Android Creator Andy Rubin Launches Top-of-the-line Essential Phone (theverge.com)
The much-anticipated smartphone from Andy Rubin, the creator of Android, is here. It's called the Essential Phone, and it runs a custom version of Android. Priced at $699, the Essential Phone offers top-of-the-line specifications including "an edge-to-edge display that one-ups even the Samsung Galaxy S8 by bringing it all the way to the the top of the phone, wrapping around the front-facing selfie camera." From a report on The Verge: It's a unique take on a big screen that makes the phone stand out -- and it's smart too.

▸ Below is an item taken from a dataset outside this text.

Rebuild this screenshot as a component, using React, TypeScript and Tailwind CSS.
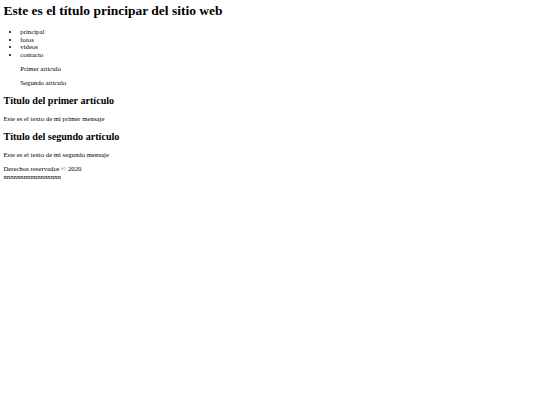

Often, the status bar at the top of an Android phone doesn't fill that middle space with icons, so it's efficient. The screen does leave some bezel at the bottom of the phone, but nevertheless it's as close to the whole front of a phone being display as I've seen. Essential is launching the phone in the US to start, and it's filled the phone with radios that should make it work on all major carriers, alongside usual Android flagship internals like a Qualcomm 835 processor, 4GB of RAM, and 128GB of storage. [...] Essential will ship a 360-degree camera that can click in to the top of the phone, and the company will also offer a charging dock. Both connect to the phone with small metal pogo pins. They won't entirely replace USB-C for most people, but Essential is clearly hoping that they could someday. Speaking of ports, there is no traditional 3.5mm headphone jack -- which is a bummer. We're told that it will ship with a headphone dongle in the box.
Correct me if I'm wrong. So it won't get the updates from Google directly, right? We need to wait for him to get around to passing the update to the phone, correct?
sed -e 's/Chuck Norris/Rajnikant/g' joke > fact
Appears to be glass-backed like iPhone 4, no analog audio jack, no removable battery, no SD card slot, proprietary power plug. But it's running Android so it's ok, right?
Another stupidly thin, horribly fragile, totally unhandy enormophone.
How about actually innovating and making a small, thick, fast one we can keep in our back pockets ?
Unfortunately they didn't. Otherwise I would tell them that it's very stupid for a newcomer to reduce the number of potential buyers without a good reason.
I don't. If you have a phone with it, is it worth it? Can you even use a case with it?